Report: Boko Haram Confirms Leader Abubakar Shekau’s Death

In This Monday May 12, 2014 file photo taken from video by Nigeria's Boko Haram terrorist
AP Photo/File

The Nigerian terror group Boko Haram allegedly confirmed to Agence France-Presse (AFP) on Wednesday that its former leader, Abubakar Shekau, died during infighting between Boko Haram and a rival Islamic State-affiliated faction, Africa News reported on Thursday.

Boko Haram’s alleged new leader, Bakura Modu, sent a video to AFP on Wednesday in which he asks “Allah to bless the soul of Shekau [who died] as a martyr,” according to Africa News.

“In the short video in Arabic, top Boko Haram commander Bakura Modu, also known as Sahaba, urged his faction’s commanders to remain loyal despite the loss of their historic commander,” AFP reported on June 16.

“The video, provided to AFP by a source close to Boko Haram and confirmed to be Bakura Modu by another local source, illustrates that jihadist infighting is far from over in Africa’s most populous nation,” according to the international news agency.

Boko Haram’s video announcement appears to confirm weeks of speculation that Shekau had died after Nigerian media outlets published an unverified audio clip on May 20 in which a voice claiming to be that of Abu Musab Al-Barnawi, the commander of the Islamic State West Africa Province (ISWAP), alleged that Shekau killed himself while fleeing ISWAP terrorists.

Boko Haram formally rebranded as ISWAP in 2015, so the two groups are technically one and the same, but al-Barnawi has been building a defector wing against Shekau for years within the organization. Shekau reportedly opposed Boko Haram’s merger with ISWAP despite pledging allegiance to Islamic State “caliph” Abu Bakr al-Baghdadi. Shekau loyalists and ISIS supporters have often violently clashed with one another since 2016.

“Boko Haram leader Abubakar Shekau is dead,” Nigerian news site HumAngle reported on May 20, adding that Shekau died on the night of May 19, “following the invasion of the terror group [Boko Haram]’s stronghold in the Sambisa forest area [of northeastern Nigeria] by a column of Islamic State West Africa Province (ISWAP) fighters.”

“ISWAP, which had broken away from the Shekau-led Boko Haram faction in 2016 after pledging allegiance to the Islamic State (ISIS), raided the group’s hideout using multiple gun trucks,” according to HumAngle.

“Shekau’s enclave was tracked down by ISWAP using its forces based in the Timbuktu Triangle [of the Sambisa Forest]. His fighters were killed in the process, followed by a long gunfire exchange between the invading group and Shekau’s bodyguards,” the news site detailed.

ISWAP defeated Shekau’s bodyguards, prompting him to surrender. Shekau then “engaged in an hours-long meeting with the ISWAP fighters. During the parley, he was asked to voluntarily relinquish power and order his fighters in other areas to declare bai’a (allegiance) to ISWAP’s authority,” HumAngle reported.

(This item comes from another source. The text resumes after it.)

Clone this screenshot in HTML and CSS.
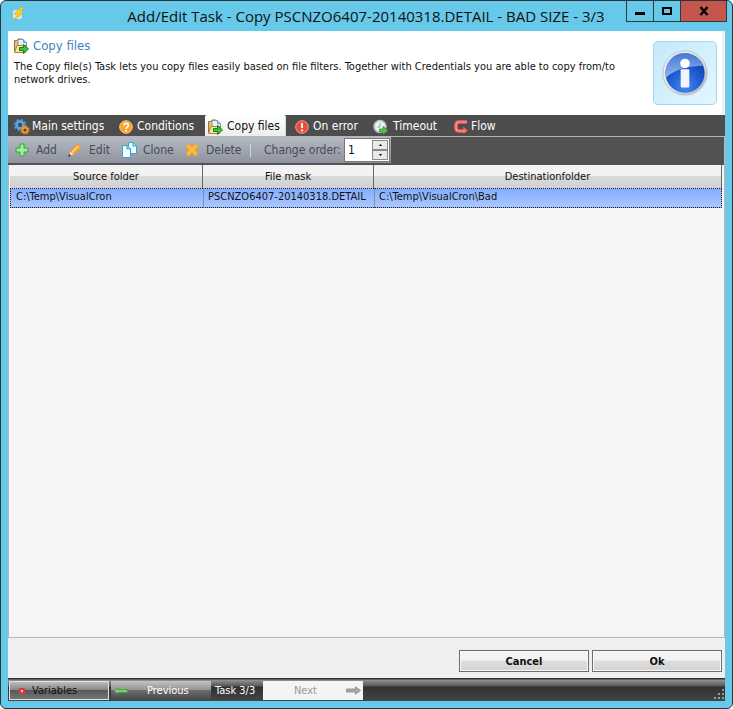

The news site further claimed that “Shekau … secretly had a suicide vest on [and] eventually blew himself up alongside everyone present during the negotiations.”

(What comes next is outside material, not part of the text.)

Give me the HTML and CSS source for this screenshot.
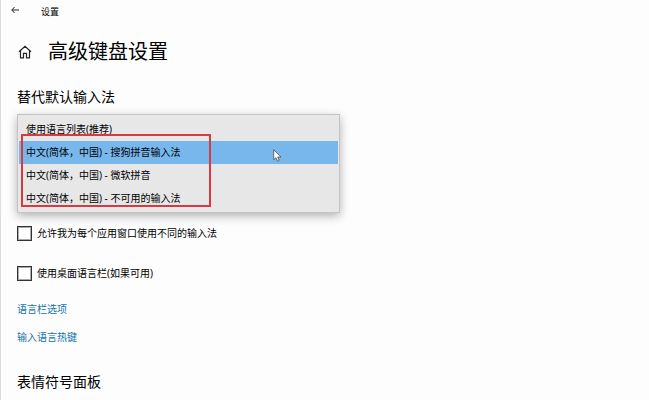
FILE: index.html
```html
<!DOCTYPE html>
<html lang="zh-CN">
<head>
  <meta charset="UTF-8">
  <meta name="viewport" content="width=device-width, initial-scale=1.0">
  <title>设置</title>
  <link rel="stylesheet" href="styles.css">
</head>
<body>
  <header class="titlebar">
    <button type="button" class="back" aria-label="返回">
      <svg width="8" height="8" viewBox="0 0 8 8"><path d="M3.6 1L.8 4l2.8 3M.8 4H8"/></svg>
    </button>
    <span class="app-name">设置</span>
  </header>
  <main class="page">
    <div class="page-head">
      <svg class="home" width="14" height="14" viewBox="0 0 14 14"><path d="M1 6.8L7 1.2l6 5.6M2.5 5.6v7.2h3V8.4h3v4.4h3V5.6"/></svg>
      <h1>高级键盘设置</h1>
    </div>

    <h2 id="ime-title">替代默认输入法</h2>
    <div class="dropdown">
      <select class="ime-list" size="4" aria-labelledby="ime-title">
        <option>使用语言列表(推荐)</option>
        <option selected>中文(简体，中国) - 搜狗拼音输入法</option>
        <option>中文(简体，中国) - 微软拼音</option>
        <option>中文(简体，中国) - 不可用的输入法</option>
      </select>
      <div class="marker"></div>
      <svg class="cursor" width="9" height="13" viewBox="0 0 8 12"><path d="M.5.7v9.2l2.1-1.9 1.4 3.3 1.6-.7-1.4-3.2h3z"/></svg>
    </div>

    <label class="check"><input type="checkbox">允许我为每个应用窗口使用不同的输入法</label>
    <label class="check"><input type="checkbox">使用桌面语言栏(如果可用)</label>

    <nav class="links">
      <a href="#">语言栏选项</a>
      <a href="#">输入语言热键</a>
    </nav>

    <h2>表情符号面板</h2>
  </main>
</body>
</html>
```

FILE: styles.css
```css
* { box-sizing: border-box; }
body {
  margin: 0;
  min-height: 100vh;
  border-left: 1px solid #dcdcdc;
  background: #fdfdfd;
  color: #000;
  font: 10px/16px "Noto Sans", "Noto Sans CJK SC", sans-serif;
}
svg { display: block; fill: none; stroke: #222; }

.titlebar { display: flex; align-items: center; gap: 22px; height: 24px; padding-left: 10px; }
.back { padding: 0; margin-bottom: 4px; border: 0; background: none; }
.app-name { font-size: 9px; }

.page { padding: 13px 16px 0; }
.page-head { display: flex; align-items: center; gap: 16px; margin-bottom: 19px; }
.home { margin-left: 1px; stroke-width: 1.2; }
h1 { margin: 0; font-size: 20px; line-height: 30px; font-weight: 400; }
h2 { margin: 0; font-size: 14px; line-height: 22px; font-weight: 400; }

.dropdown { position: relative; width: 53%; max-width: 323px; margin: 6px 0 12px; }
.ime-list {
  display: block;
  width: 100%;
  height: auto;
  padding: 3px 1px 2px;
  border: 1px solid #c4c4c4;
  border-radius: 0;
  outline: none;
  overflow: hidden;
  background: #e8e7e8;
  color: #000;
  font: inherit;
  box-shadow: 0 3px 9px rgba(0, 0, 0, 0.3);
}
.ime-list option { min-height: 23px; padding: 3px 7px 4px; line-height: 16px; color: #000; }
.ime-list option:checked { background: linear-gradient(#78b7ec, #78b7ec); color: #000; }

/* red frame around the installed input methods */
.marker { position: absolute; left: 4px; top: 20px; width: 190px; height: 73px; border: 2px solid #d93a40; pointer-events: none; }
.cursor { position: absolute; left: 256px; top: 35px; fill: #fff; stroke: #555; stroke-width: 0.8; }

.check { display: flex; align-items: center; gap: 5px; height: 16px; }
.check + .check { margin-top: 24px; }
.check input { appearance: none; width: 15px; height: 15px; margin: 0; border: 1px solid #333; background: #fff; box-shadow: inset 0 0 0 1px #aaa; }

.links { display: flex; flex-direction: column; align-items: flex-start; gap: 12px; margin: 20px 0 26px; }
.links a { color: #1672b0; text-decoration: none; }
```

ISWAP was openly hostile to Shekau for encouraging Boko Haram to kill Muslims and non-Muslims alike during violent raids throughout northern Nigeria and the neighboring states of Cameroon, Niger, and Chad. Shekau’s targeting of Muslim “believers” undermined the ISIS objective of carrying out a jihadist insurgency across northern Nigeria to establish an Islamic caliphate in the Lake Chad region, according to ISWAP.